What needs to be done: Restate the material word for word and leave out anything that is a picture.

Data extract:
--- Begin ---
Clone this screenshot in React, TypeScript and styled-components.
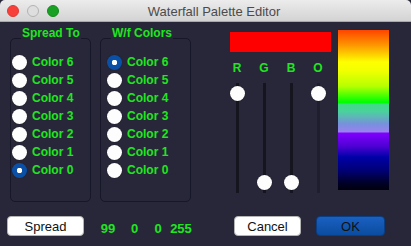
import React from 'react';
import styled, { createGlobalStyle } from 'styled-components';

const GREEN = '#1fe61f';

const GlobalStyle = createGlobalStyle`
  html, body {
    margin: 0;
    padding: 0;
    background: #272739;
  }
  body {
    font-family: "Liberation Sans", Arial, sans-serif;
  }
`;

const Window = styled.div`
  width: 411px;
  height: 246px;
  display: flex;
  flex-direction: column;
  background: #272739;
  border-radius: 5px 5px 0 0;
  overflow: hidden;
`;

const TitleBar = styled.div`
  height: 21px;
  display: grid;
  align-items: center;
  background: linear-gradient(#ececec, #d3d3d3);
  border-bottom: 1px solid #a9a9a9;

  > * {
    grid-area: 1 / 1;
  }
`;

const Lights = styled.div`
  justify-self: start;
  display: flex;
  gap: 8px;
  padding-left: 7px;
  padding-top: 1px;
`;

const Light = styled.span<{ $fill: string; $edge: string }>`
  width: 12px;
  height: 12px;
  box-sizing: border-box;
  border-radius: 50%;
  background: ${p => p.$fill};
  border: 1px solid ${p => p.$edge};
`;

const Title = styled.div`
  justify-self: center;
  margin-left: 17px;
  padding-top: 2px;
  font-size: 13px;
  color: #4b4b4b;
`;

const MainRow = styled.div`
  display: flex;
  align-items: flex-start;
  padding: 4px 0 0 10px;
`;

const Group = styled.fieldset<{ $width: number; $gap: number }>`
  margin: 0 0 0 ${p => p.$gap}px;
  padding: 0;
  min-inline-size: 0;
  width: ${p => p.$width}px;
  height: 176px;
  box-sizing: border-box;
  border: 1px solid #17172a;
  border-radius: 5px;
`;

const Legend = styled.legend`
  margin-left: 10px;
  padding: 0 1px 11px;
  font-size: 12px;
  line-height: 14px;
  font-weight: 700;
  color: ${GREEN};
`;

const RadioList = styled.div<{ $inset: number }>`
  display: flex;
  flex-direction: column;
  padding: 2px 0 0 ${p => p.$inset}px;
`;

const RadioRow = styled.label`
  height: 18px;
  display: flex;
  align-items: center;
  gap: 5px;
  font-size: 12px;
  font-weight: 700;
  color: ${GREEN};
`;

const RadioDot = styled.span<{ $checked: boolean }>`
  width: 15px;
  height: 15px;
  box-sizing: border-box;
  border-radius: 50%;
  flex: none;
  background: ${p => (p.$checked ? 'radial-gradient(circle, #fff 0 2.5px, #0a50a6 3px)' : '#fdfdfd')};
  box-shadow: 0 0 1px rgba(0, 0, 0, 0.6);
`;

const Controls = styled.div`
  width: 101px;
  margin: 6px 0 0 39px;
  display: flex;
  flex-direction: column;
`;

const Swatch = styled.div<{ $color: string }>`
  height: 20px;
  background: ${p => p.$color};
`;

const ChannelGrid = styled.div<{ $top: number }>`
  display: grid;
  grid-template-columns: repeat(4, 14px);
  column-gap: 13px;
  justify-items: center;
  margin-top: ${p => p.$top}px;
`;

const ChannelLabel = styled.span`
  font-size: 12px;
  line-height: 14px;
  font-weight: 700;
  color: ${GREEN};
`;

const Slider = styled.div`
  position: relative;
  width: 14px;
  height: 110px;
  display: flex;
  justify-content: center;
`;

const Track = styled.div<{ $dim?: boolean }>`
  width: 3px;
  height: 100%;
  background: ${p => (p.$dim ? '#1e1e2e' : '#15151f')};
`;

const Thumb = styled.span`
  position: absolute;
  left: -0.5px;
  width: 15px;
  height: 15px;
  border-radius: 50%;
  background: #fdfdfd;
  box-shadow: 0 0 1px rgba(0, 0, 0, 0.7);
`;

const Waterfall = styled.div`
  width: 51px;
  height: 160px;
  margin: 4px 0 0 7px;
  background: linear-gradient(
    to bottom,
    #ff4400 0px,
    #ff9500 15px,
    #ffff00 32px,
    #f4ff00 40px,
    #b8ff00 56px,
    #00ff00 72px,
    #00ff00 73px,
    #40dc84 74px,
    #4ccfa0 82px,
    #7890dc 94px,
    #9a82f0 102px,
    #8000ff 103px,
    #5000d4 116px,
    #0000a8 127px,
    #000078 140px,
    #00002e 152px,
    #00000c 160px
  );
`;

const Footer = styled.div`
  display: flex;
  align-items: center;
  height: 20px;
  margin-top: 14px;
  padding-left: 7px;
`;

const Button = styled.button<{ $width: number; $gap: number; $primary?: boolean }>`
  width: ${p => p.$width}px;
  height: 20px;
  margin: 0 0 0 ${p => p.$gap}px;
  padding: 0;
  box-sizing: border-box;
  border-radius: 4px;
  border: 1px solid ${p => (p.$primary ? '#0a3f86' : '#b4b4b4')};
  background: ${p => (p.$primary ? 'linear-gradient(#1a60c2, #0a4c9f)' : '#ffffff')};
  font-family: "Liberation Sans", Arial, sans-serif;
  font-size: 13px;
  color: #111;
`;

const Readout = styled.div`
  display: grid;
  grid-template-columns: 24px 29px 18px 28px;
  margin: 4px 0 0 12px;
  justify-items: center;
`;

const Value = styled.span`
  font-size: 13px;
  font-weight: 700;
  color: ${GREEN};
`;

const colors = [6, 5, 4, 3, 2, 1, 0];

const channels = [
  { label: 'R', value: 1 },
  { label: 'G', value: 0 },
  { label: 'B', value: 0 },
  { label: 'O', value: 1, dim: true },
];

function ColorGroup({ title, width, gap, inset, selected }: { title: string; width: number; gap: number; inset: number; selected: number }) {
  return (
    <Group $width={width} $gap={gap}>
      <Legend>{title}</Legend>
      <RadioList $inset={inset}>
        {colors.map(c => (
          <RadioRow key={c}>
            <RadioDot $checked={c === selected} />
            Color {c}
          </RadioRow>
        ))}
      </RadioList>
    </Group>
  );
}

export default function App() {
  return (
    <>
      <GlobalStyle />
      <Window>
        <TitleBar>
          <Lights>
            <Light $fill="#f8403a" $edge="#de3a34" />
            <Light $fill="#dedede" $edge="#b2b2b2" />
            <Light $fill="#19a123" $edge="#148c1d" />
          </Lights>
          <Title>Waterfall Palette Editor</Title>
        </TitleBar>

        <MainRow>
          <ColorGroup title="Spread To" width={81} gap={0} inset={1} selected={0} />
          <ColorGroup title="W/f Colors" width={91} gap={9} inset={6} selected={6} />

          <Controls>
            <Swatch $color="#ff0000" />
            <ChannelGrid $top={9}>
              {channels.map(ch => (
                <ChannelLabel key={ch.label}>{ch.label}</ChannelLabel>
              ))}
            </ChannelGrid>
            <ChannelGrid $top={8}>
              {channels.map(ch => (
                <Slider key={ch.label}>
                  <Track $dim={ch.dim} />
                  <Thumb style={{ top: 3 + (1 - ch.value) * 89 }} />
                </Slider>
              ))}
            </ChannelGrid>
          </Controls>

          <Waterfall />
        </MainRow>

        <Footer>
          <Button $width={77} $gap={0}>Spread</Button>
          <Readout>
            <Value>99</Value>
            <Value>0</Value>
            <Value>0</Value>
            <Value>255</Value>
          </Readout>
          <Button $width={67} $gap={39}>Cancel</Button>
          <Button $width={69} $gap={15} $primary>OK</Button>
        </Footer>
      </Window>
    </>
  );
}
--- End ---
Output for this exercise:
Clone this screenshot in React, TypeScript and styled-components.
import React from 'react';
import styled, { createGlobalStyle } from 'styled-components';

const GREEN = '#1fe61f';

const GlobalStyle = createGlobalStyle`
  html, body {
    margin: 0;
    padding: 0;
    background: #272739;
  }
  body {
    font-family: "Liberation Sans", Arial, sans-serif;
  }
`;

const Window = styled.div`
  width: 411px;
  height: 246px;
  display: flex;
  flex-direction: column;
  background: #272739;
  border-radius: 5px 5px 0 0;
  overflow: hidden;
`;

const TitleBar = styled.div`
  height: 21px;
  display: grid;
  align-items: center;
  background: linear-gradient(#ececec, #d3d3d3);
  border-bottom: 1px solid #a9a9a9;

  > * {
    grid-area: 1 / 1;
  }
`;

const Lights = styled.div`
  justify-self: start;
  display: flex;
  gap: 8px;
  padding-left: 7px;
  padding-top: 1px;
`;

const Light = styled.span<{ $fill: string; $edge: string }>`
  width: 12px;
  height: 12px;
  box-sizing: border-box;
  border-radius: 50%;
  background: ${p => p.$fill};
  border: 1px solid ${p => p.$edge};
`;

const Title = styled.div`
  justify-self: center;
  margin-left: 17px;
  padding-top: 2px;
  font-size: 13px;
  color: #4b4b4b;
`;

const MainRow = styled.div`
  display: flex;
  align-items: flex-start;
  padding: 4px 0 0 10px;
`;

const Group = styled.fieldset<{ $width: number; $gap: number }>`
  margin: 0 0 0 ${p => p.$gap}px;
  padding: 0;
  min-inline-size: 0;
  width: ${p => p.$width}px;
  height: 176px;
  box-sizing: border-box;
  border: 1px solid #17172a;
  border-radius: 5px;
`;

const Legend = styled.legend`
  margin-left: 10px;
  padding: 0 1px 11px;
  font-size: 12px;
  line-height: 14px;
  font-weight: 700;
  color: ${GREEN};
`;

const RadioList = styled.div<{ $inset: number }>`
  display: flex;
  flex-direction: column;
  padding: 2px 0 0 ${p => p.$inset}px;
`;

const RadioRow = styled.label`
  height: 18px;
  display: flex;
  align-items: center;
  gap: 5px;
  font-size: 12px;
  font-weight: 700;
  color: ${GREEN};
`;

const RadioDot = styled.span<{ $checked: boolean }>`
  width: 15px;
  height: 15px;
  box-sizing: border-box;
  border-radius: 50%;
  flex: none;
  background: ${p => (p.$checked ? 'radial-gradient(circle, #fff 0 2.5px, #0a50a6 3px)' : '#fdfdfd')};
  box-shadow: 0 0 1px rgba(0, 0, 0, 0.6);
`;

const Controls = styled.div`
  width: 101px;
  margin: 6px 0 0 39px;
  display: flex;
  flex-direction: column;
`;

const Swatch = styled.div<{ $color: string }>`
  height: 20px;
  background: ${p => p.$color};
`;

const ChannelGrid = styled.div<{ $top: number }>`
  display: grid;
  grid-template-columns: repeat(4, 14px);
  column-gap: 13px;
  justify-items: center;
  margin-top: ${p => p.$top}px;
`;

const ChannelLabel = styled.span`
  font-size: 12px;
  line-height: 14px;
  font-weight: 700;
  color: ${GREEN};
`;

const Slider = styled.div`
  position: relative;
  width: 14px;
  height: 110px;
  display: flex;
  justify-content: center;
`;

const Track = styled.div<{ $dim?: boolean }>`
  width: 3px;
  height: 100%;
  background: ${p => (p.$dim ? '#1e1e2e' : '#15151f')};
`;

const Thumb = styled.span`
  position: absolute;
  left: -0.5px;
  width: 15px;
  height: 15px;
  border-radius: 50%;
  background: #fdfdfd;
  box-shadow: 0 0 1px rgba(0, 0, 0, 0.7);
`;

const Waterfall = styled.div`
  width: 51px;
  height: 160px;
  margin: 4px 0 0 7px;
  background: linear-gradient(
    to bottom,
    #ff4400 0px,
    #ff9500 15px,
    #ffff00 32px,
    #f4ff00 40px,
    #b8ff00 56px,
    #00ff00 72px,
    #00ff00 73px,
    #40dc84 74px,
    #4ccfa0 82px,
    #7890dc 94px,
    #9a82f0 102px,
    #8000ff 103px,
    #5000d4 116px,
    #0000a8 127px,
    #000078 140px,
    #00002e 152px,
    #00000c 160px
  );
`;

const Footer = styled.div`
  display: flex;
  align-items: center;
  height: 20px;
  margin-top: 14px;
  padding-left: 7px;
`;

const Button = styled.button<{ $width: number; $gap: number; $primary?: boolean }>`
  width: ${p => p.$width}px;
  height: 20px;
  margin: 0 0 0 ${p => p.$gap}px;
  padding: 0;
  box-sizing: border-box;
  border-radius: 4px;
  border: 1px solid ${p => (p.$primary ? '#0a3f86' : '#b4b4b4')};
  background: ${p => (p.$primary ? 'linear-gradient(#1a60c2, #0a4c9f)' : '#ffffff')};
  font-family: "Liberation Sans", Arial, sans-serif;
  font-size: 13px;
  color: #111;
`;

const Readout = styled.div`
  display: grid;
  grid-template-columns: 24px 29px 18px 28px;
  margin: 4px 0 0 12px;
  justify-items: center;
`;

const Value = styled.span`
  font-size: 13px;
  font-weight: 700;
  color: ${GREEN};
`;

const colors = [6, 5, 4, 3, 2, 1, 0];

const channels = [
  { label: 'R', value: 1 },
  { label: 'G', value: 0 },
  { label: 'B', value: 0 },
  { label: 'O', value: 1, dim: true },
];

function ColorGroup({ title, width, gap, inset, selected }: { title: string; width: number; gap: number; inset: number; selected: number }) {
  return (
    <Group $width={width} $gap={gap}>
      <Legend>{title}</Legend>
      <RadioList $inset={inset}>
        {colors.map(c => (
          <RadioRow key={c}>
            <RadioDot $checked={c === selected} />
            Color {c}
          </RadioRow>
        ))}
      </RadioList>
    </Group>
  );
}

export default function App() {
  return (
    <>
      <GlobalStyle />
      <Window>
        <TitleBar>
          <Lights>
            <Light $fill="#f8403a" $edge="#de3a34" />
            <Light $fill="#dedede" $edge="#b2b2b2" />
            <Light $fill="#19a123" $edge="#148c1d" />
          </Lights>
          <Title>Waterfall Palette Editor</Title>
        </TitleBar>

        <MainRow>
          <ColorGroup title="Spread To" width={81} gap={0} inset={1} selected={0} />
          <ColorGroup title="W/f Colors" width={91} gap={9} inset={6} selected={6} />

          <Controls>
            <Swatch $color="#ff0000" />
            <ChannelGrid $top={9}>
              {channels.map(ch => (
                <ChannelLabel key={ch.label}>{ch.label}</ChannelLabel>
              ))}
            </ChannelGrid>
            <ChannelGrid $top={8}>
              {channels.map(ch => (
                <Slider key={ch.label}>
                  <Track $dim={ch.dim} />
                  <Thumb style={{ top: 3 + (1 - ch.value) * 89 }} />
                </Slider>
              ))}
            </ChannelGrid>
          </Controls>

          <Waterfall />
        </MainRow>

        <Footer>
          <Button $width={77} $gap={0}>Spread</Button>
          <Readout>
            <Value>99</Value>
            <Value>0</Value>
            <Value>0</Value>
            <Value>255</Value>
          </Readout>
          <Button $width={67} $gap={39}>Cancel</Button>
          <Button $width={69} $gap={15} $primary>OK</Button>
        </Footer>
      </Window>
    </>
  );
}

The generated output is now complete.